Find the lines that contain the word "styles" and copy each one.
::: INFORMATION SUPPLIED
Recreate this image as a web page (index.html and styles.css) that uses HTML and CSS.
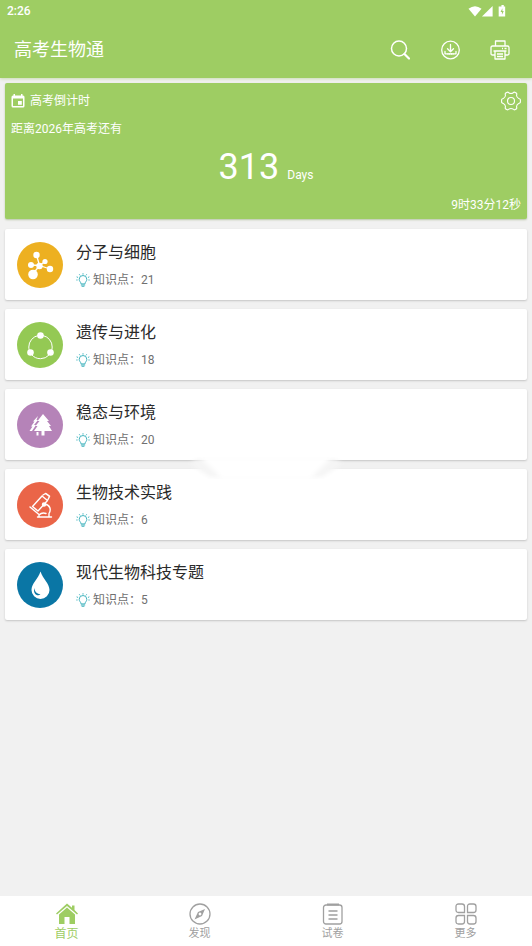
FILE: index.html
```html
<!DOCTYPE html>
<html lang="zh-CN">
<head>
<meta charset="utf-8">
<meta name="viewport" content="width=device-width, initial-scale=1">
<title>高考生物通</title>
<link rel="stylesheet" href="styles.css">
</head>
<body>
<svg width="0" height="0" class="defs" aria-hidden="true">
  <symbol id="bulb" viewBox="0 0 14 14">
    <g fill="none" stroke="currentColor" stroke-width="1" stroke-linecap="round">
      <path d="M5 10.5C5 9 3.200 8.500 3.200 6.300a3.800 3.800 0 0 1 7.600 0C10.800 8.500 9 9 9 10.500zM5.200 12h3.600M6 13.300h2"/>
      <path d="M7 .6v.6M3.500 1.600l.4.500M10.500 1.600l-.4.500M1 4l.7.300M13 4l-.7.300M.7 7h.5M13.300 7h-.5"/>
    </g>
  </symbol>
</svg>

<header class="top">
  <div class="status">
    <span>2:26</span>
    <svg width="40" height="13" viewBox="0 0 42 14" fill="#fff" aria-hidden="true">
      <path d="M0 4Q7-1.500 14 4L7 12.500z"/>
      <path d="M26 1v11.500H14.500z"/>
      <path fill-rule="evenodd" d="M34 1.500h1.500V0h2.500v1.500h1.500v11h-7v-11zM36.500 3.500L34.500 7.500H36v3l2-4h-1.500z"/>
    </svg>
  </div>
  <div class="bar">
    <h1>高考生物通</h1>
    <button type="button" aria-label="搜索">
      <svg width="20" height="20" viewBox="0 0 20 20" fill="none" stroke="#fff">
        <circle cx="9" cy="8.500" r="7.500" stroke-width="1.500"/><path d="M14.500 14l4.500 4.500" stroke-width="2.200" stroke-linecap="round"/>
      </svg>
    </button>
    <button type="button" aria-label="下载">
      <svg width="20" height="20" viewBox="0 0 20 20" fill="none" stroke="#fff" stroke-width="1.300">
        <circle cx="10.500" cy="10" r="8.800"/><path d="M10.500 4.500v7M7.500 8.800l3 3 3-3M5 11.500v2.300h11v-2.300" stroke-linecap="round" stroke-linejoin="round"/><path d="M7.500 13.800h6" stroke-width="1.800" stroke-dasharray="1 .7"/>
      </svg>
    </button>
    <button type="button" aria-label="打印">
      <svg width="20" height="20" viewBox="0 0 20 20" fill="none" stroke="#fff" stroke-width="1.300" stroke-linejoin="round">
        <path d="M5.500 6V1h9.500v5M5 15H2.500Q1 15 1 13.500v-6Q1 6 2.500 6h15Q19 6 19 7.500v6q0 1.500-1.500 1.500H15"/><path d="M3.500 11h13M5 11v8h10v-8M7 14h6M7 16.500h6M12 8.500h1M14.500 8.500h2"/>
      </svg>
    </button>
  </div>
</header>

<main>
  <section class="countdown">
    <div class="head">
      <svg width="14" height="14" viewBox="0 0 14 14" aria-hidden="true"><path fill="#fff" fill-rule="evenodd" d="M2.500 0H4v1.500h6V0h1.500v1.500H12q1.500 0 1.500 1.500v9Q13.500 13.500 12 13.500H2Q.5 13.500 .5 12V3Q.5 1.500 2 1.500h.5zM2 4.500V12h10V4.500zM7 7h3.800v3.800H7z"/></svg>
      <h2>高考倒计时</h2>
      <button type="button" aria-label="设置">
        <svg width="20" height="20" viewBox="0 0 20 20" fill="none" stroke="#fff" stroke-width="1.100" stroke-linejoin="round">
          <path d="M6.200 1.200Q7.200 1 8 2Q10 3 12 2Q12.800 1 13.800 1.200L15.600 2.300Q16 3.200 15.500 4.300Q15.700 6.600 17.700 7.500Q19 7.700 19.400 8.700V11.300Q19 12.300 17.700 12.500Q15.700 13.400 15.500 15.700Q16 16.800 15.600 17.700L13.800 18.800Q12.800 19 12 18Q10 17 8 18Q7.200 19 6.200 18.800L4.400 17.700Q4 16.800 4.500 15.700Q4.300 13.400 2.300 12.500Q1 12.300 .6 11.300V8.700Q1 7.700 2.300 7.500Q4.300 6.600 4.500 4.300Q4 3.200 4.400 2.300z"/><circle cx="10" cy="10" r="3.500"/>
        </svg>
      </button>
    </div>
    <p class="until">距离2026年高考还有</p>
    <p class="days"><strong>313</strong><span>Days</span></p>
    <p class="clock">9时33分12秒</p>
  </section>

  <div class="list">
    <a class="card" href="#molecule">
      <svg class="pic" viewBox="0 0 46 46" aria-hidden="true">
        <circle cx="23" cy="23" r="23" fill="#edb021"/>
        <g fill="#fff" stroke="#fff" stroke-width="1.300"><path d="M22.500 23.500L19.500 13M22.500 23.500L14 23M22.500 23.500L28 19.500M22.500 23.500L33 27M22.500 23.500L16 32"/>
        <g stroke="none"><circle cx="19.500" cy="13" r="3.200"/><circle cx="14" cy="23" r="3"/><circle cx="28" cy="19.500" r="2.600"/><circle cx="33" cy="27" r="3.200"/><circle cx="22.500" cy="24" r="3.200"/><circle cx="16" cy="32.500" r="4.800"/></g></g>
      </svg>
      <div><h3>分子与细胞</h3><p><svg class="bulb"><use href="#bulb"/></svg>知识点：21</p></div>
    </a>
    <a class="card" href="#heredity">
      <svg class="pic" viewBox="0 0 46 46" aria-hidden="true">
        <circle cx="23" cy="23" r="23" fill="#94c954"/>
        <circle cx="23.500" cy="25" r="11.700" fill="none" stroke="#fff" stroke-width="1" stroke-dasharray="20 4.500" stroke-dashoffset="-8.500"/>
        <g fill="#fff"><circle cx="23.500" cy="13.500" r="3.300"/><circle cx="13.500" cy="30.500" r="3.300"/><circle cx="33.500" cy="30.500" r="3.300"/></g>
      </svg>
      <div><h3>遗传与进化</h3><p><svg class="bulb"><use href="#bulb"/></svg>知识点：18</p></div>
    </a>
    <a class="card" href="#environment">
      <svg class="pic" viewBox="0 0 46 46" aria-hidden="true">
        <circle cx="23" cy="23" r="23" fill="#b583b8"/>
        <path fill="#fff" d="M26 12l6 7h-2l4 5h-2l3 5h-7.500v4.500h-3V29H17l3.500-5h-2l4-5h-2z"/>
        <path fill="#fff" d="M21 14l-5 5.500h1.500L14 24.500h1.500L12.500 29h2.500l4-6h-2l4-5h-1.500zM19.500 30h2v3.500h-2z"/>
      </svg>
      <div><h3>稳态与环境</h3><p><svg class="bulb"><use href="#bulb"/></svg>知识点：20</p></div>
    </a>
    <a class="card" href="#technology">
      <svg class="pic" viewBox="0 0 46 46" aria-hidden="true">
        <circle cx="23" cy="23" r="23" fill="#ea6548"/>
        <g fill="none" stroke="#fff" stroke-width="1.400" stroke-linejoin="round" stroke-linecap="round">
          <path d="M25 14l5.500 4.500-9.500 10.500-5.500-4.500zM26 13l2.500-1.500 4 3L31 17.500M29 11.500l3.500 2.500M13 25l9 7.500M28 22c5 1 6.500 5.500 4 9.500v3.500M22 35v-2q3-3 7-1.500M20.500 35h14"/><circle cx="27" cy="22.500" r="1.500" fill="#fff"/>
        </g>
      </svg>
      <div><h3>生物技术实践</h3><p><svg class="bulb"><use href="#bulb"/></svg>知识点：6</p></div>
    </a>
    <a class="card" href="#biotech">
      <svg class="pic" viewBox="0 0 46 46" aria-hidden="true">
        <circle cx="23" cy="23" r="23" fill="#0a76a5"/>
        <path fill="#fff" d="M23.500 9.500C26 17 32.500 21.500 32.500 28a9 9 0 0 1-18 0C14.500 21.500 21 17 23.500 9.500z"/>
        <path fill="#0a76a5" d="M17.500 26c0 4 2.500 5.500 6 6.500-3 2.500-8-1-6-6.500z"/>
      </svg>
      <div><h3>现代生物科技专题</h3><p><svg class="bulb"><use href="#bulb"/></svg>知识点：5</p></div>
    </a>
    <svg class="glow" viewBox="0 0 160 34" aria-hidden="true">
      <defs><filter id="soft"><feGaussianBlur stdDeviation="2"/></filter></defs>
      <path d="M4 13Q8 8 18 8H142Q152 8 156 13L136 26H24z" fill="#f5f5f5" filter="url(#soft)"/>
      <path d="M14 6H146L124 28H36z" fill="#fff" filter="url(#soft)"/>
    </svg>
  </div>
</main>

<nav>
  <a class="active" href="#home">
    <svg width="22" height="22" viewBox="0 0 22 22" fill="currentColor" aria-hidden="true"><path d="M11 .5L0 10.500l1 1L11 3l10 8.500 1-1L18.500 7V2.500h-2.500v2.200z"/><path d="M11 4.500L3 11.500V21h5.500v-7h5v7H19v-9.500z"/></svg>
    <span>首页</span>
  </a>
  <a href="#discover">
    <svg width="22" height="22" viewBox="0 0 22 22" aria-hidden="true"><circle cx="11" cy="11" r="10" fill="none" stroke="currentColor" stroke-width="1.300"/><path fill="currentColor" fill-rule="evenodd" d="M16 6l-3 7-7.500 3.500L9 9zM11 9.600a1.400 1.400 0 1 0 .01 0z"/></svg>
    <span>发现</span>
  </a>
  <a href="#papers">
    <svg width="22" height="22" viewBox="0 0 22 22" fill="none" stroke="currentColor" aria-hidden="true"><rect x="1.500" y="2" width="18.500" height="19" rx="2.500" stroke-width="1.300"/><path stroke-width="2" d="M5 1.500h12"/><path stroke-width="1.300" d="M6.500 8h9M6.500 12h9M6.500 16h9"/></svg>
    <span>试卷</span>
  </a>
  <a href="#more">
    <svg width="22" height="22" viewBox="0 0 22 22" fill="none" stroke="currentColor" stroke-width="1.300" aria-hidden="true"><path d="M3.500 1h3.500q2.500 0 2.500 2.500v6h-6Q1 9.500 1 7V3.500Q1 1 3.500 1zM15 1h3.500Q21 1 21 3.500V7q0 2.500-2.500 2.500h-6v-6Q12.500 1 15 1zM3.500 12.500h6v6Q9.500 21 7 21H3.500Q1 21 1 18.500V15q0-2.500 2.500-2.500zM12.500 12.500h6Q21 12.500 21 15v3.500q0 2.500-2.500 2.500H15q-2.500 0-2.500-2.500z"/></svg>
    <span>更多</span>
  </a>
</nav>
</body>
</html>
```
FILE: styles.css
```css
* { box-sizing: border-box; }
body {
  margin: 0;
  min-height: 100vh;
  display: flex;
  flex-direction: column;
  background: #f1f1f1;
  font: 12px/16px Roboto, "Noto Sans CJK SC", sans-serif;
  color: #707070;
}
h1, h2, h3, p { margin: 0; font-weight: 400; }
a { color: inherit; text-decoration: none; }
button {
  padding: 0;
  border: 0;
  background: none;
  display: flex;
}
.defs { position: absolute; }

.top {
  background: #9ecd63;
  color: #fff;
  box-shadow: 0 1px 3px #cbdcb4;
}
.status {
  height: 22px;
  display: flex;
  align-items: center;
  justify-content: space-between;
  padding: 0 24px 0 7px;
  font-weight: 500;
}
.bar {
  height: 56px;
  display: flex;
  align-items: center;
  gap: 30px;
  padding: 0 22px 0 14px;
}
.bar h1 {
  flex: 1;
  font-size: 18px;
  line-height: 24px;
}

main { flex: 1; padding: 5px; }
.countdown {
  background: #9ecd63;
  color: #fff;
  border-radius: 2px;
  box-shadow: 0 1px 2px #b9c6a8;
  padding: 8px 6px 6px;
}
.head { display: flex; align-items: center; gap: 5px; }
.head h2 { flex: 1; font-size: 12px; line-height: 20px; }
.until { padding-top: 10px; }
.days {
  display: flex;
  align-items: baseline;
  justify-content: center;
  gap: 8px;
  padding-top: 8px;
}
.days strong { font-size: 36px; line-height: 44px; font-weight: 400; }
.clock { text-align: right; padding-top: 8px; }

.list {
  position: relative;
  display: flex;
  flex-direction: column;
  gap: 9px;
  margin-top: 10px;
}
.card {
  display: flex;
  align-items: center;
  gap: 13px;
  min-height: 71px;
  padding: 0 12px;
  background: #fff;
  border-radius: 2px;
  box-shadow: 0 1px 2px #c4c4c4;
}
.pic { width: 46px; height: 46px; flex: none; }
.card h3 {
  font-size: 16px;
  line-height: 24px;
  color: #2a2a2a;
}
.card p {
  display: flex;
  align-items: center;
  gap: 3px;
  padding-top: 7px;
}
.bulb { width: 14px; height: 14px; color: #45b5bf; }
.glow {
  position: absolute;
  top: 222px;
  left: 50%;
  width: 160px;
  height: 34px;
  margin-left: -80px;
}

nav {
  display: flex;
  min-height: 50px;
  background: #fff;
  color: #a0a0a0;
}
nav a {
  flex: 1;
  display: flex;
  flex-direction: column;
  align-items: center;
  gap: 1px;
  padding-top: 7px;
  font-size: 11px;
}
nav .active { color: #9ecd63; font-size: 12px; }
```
::::::
** RESPONSE TO THIS TASK **
Recreate this image as a web page (index.html and styles.css) that uses HTML and CSS.
<link rel="stylesheet" href="styles.css">
FILE: styles.css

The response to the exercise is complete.